Supplied entries:
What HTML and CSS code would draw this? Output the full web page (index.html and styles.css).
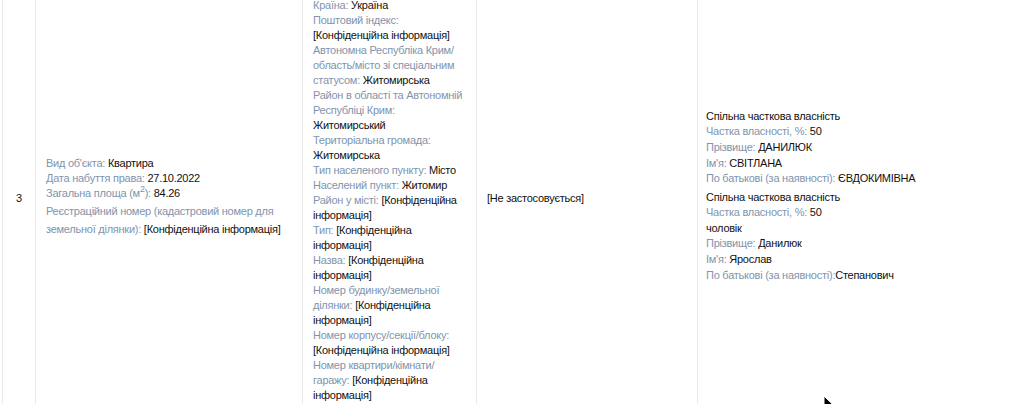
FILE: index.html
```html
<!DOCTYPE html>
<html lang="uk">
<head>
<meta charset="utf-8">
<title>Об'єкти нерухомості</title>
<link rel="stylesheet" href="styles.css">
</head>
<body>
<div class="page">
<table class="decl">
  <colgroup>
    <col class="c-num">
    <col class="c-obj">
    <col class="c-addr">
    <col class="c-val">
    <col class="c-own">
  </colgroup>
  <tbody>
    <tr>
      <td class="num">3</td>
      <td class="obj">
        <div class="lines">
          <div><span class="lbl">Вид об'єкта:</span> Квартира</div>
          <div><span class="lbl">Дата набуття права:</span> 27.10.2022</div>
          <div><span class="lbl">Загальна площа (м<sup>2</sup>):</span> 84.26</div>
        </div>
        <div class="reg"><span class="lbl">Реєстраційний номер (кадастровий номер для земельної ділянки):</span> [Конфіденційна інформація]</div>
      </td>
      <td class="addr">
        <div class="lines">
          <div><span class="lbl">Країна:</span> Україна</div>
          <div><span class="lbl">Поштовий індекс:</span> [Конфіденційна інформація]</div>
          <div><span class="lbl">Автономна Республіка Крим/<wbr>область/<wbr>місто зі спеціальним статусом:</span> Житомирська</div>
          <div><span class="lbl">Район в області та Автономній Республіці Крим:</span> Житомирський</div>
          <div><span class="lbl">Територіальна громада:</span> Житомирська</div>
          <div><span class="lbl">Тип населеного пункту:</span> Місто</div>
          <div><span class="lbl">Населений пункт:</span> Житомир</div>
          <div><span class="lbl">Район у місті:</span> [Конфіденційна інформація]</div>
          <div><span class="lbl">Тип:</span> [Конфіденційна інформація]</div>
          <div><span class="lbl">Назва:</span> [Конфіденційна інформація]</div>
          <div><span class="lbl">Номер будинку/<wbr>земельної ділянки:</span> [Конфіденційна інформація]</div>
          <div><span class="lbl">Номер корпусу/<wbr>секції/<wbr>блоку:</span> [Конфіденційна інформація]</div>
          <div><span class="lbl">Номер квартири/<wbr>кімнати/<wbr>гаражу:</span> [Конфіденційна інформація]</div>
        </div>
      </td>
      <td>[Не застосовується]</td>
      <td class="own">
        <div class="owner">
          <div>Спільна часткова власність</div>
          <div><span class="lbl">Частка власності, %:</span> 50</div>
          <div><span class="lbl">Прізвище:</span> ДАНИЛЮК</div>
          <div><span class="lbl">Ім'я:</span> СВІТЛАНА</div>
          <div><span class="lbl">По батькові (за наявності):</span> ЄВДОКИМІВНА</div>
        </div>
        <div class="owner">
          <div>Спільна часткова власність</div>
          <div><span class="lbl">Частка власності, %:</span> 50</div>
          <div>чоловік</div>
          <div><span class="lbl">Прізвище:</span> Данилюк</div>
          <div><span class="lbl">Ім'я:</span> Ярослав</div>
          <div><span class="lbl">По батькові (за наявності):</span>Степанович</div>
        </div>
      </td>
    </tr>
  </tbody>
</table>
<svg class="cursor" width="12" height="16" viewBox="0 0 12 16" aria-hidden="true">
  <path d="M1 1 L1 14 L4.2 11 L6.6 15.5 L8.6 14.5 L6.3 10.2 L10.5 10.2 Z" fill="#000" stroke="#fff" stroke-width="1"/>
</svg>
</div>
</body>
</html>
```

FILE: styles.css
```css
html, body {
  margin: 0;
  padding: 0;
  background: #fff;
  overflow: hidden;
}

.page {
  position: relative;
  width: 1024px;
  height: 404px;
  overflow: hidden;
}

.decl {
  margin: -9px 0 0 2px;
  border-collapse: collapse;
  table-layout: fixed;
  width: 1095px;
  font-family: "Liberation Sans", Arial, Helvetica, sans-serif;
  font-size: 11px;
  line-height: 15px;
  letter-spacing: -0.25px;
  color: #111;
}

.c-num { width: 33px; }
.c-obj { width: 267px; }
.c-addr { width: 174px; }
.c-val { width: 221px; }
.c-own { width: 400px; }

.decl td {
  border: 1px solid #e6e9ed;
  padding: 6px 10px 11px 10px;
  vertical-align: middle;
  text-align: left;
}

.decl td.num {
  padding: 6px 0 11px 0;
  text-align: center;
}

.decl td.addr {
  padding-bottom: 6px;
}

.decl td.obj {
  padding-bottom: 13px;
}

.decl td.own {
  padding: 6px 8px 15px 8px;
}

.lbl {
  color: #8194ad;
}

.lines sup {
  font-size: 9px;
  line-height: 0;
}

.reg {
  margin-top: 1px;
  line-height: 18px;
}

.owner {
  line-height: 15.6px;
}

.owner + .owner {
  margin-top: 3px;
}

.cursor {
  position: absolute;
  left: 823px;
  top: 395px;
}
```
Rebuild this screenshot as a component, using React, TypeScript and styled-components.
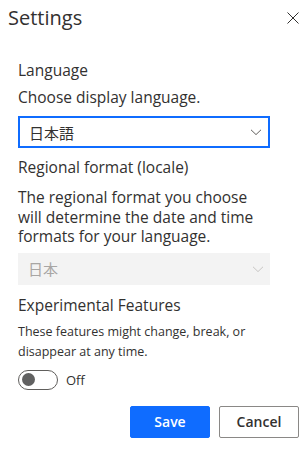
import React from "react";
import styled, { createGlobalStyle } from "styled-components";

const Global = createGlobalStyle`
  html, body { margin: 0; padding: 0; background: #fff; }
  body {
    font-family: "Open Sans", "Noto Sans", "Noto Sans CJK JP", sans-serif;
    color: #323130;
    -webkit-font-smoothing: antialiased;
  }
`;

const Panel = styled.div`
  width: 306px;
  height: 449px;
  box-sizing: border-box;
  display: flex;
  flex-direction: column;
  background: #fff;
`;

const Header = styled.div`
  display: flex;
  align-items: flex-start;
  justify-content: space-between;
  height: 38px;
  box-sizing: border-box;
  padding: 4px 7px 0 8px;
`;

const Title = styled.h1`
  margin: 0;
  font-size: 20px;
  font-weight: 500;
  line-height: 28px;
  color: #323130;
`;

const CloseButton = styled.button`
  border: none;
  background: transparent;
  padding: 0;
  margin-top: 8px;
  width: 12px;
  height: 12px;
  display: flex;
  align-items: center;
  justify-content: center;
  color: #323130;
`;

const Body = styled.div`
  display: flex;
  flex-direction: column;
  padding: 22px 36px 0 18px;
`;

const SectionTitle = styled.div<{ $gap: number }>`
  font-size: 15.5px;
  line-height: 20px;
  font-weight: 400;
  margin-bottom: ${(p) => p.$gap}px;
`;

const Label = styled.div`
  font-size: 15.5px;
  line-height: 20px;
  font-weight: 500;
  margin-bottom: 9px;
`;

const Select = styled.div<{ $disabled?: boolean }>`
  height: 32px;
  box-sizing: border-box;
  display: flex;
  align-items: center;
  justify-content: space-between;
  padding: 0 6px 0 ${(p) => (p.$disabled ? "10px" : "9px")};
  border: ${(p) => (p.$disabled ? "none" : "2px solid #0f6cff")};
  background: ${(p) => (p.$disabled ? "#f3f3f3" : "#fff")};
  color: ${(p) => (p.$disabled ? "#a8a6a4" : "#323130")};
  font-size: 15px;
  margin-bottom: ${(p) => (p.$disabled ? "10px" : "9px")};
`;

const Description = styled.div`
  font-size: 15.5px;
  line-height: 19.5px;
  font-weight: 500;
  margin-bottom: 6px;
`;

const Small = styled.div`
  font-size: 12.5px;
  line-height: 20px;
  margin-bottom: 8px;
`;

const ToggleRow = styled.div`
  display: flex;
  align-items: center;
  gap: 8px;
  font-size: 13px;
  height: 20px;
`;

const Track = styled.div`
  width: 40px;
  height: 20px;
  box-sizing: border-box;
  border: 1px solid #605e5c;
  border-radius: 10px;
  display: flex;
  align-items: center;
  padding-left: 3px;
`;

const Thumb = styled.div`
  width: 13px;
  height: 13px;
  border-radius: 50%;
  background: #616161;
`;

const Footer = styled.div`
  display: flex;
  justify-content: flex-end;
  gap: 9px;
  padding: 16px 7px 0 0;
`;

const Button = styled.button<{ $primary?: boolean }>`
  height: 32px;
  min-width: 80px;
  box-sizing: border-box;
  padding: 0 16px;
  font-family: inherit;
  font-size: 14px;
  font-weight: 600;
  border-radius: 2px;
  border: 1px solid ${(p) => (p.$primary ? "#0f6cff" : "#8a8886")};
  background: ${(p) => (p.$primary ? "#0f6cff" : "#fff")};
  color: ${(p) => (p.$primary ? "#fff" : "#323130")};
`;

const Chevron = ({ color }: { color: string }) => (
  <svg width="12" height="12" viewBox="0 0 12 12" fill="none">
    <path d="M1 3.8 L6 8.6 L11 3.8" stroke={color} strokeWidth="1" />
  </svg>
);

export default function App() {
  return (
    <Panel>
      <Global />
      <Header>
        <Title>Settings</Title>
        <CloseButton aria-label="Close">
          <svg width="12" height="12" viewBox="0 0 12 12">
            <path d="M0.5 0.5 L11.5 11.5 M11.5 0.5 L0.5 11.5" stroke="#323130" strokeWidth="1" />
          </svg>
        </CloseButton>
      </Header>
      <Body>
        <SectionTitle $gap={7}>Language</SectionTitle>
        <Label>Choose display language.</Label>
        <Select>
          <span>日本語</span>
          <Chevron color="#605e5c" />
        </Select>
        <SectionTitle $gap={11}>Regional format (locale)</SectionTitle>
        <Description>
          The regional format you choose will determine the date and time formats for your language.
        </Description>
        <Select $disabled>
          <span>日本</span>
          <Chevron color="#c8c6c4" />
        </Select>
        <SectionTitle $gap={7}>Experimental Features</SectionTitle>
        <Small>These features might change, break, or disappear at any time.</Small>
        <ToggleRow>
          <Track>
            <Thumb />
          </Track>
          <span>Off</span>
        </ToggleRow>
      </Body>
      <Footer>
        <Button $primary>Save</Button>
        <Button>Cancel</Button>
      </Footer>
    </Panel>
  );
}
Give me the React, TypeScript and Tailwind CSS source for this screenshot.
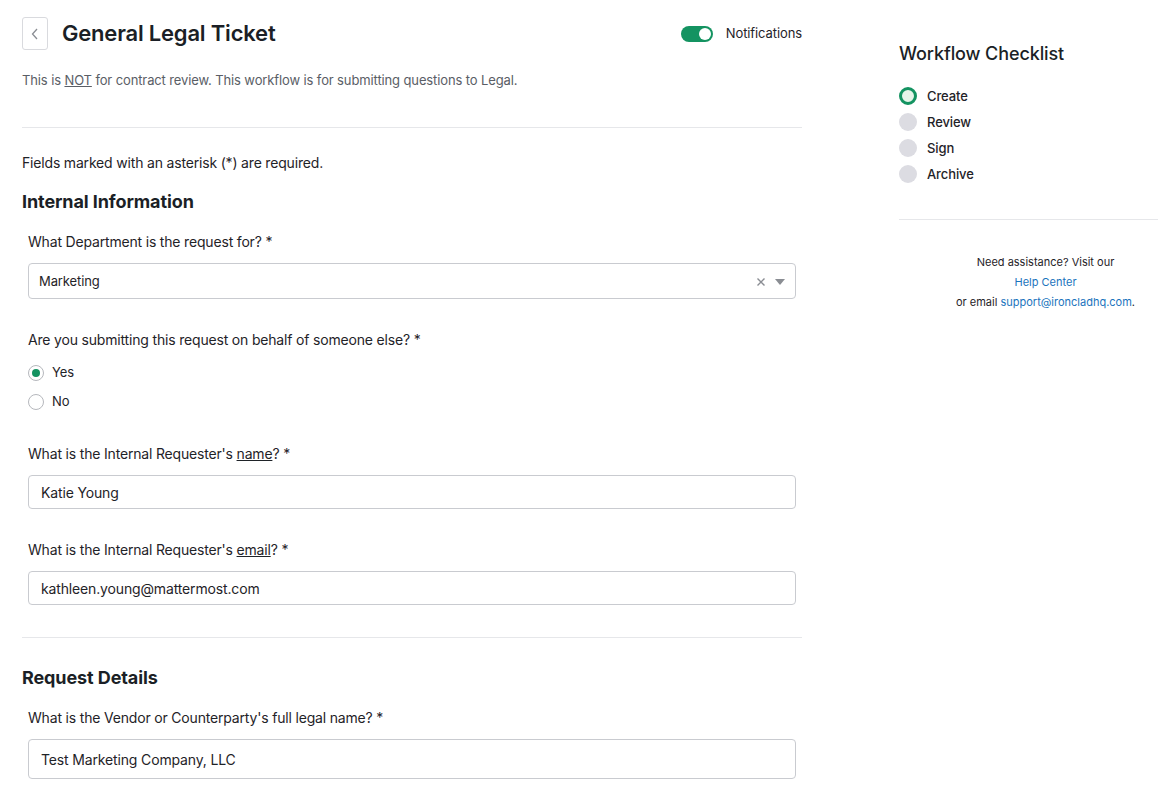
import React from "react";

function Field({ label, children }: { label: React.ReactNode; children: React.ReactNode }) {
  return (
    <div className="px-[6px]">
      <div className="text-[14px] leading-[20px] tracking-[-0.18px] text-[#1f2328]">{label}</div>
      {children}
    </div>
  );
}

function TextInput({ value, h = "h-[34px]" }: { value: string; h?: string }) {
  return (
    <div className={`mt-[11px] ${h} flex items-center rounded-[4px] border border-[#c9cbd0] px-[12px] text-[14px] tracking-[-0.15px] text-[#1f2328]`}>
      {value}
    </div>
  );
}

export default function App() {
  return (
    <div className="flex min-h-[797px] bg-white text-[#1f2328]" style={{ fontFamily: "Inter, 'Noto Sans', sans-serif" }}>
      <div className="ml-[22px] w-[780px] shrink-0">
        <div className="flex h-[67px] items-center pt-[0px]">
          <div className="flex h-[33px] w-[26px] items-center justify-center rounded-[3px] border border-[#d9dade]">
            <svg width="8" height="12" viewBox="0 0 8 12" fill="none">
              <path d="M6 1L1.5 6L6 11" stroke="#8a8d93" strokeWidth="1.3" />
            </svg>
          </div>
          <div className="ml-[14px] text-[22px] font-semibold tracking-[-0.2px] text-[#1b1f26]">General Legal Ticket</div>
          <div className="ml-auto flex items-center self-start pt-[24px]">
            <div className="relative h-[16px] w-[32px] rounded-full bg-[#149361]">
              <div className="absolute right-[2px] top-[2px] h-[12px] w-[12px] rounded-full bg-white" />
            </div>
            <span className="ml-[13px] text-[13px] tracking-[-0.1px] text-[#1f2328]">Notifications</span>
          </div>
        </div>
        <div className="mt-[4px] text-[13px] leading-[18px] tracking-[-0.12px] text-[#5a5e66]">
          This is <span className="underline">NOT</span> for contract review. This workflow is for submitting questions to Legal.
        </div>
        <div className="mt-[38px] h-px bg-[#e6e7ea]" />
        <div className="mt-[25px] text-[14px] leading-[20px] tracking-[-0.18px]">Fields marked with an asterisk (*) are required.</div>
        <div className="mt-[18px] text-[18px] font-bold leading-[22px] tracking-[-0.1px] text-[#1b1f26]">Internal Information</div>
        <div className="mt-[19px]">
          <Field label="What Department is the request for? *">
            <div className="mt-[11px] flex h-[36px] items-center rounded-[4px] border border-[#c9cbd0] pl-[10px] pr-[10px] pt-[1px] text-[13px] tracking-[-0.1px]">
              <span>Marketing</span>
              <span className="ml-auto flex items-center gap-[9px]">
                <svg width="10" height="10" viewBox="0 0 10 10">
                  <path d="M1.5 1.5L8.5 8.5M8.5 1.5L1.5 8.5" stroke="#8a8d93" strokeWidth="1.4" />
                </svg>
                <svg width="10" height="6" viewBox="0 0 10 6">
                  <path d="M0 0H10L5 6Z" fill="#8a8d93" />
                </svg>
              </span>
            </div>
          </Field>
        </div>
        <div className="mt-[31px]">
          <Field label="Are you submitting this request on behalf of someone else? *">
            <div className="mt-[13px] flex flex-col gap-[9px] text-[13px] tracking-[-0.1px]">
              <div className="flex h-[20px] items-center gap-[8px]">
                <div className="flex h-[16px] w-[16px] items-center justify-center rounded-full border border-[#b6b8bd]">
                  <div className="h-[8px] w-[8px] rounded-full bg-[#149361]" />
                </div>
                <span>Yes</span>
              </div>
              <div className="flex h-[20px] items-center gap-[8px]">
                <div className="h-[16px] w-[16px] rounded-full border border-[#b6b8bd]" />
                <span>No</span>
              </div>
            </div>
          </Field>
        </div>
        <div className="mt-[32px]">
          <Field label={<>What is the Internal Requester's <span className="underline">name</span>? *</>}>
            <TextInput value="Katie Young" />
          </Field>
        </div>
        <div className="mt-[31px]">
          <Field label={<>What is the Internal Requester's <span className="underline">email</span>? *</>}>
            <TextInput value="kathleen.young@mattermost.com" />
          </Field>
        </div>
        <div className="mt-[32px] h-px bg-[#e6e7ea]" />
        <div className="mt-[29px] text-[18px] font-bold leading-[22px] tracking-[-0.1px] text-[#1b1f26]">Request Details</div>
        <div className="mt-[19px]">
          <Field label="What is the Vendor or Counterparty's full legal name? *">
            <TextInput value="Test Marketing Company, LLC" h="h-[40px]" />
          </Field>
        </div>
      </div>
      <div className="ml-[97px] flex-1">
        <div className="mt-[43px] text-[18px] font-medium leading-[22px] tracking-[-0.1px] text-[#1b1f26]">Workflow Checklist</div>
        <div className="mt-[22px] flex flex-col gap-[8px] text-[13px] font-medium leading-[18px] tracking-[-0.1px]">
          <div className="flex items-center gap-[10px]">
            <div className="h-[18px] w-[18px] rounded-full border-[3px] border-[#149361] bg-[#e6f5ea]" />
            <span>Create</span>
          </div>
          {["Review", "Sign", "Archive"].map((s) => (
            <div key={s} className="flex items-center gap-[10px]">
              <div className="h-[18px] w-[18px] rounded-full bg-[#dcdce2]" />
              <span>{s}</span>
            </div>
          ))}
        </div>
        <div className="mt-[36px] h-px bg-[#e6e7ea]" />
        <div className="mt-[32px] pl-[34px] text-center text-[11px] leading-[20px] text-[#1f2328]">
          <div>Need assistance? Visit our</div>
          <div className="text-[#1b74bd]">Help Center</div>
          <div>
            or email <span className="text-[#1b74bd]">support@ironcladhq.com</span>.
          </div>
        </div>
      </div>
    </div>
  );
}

Challenge:
Count how many lines above contain the word "React". Reply with the number alone.

Answer to this task:
5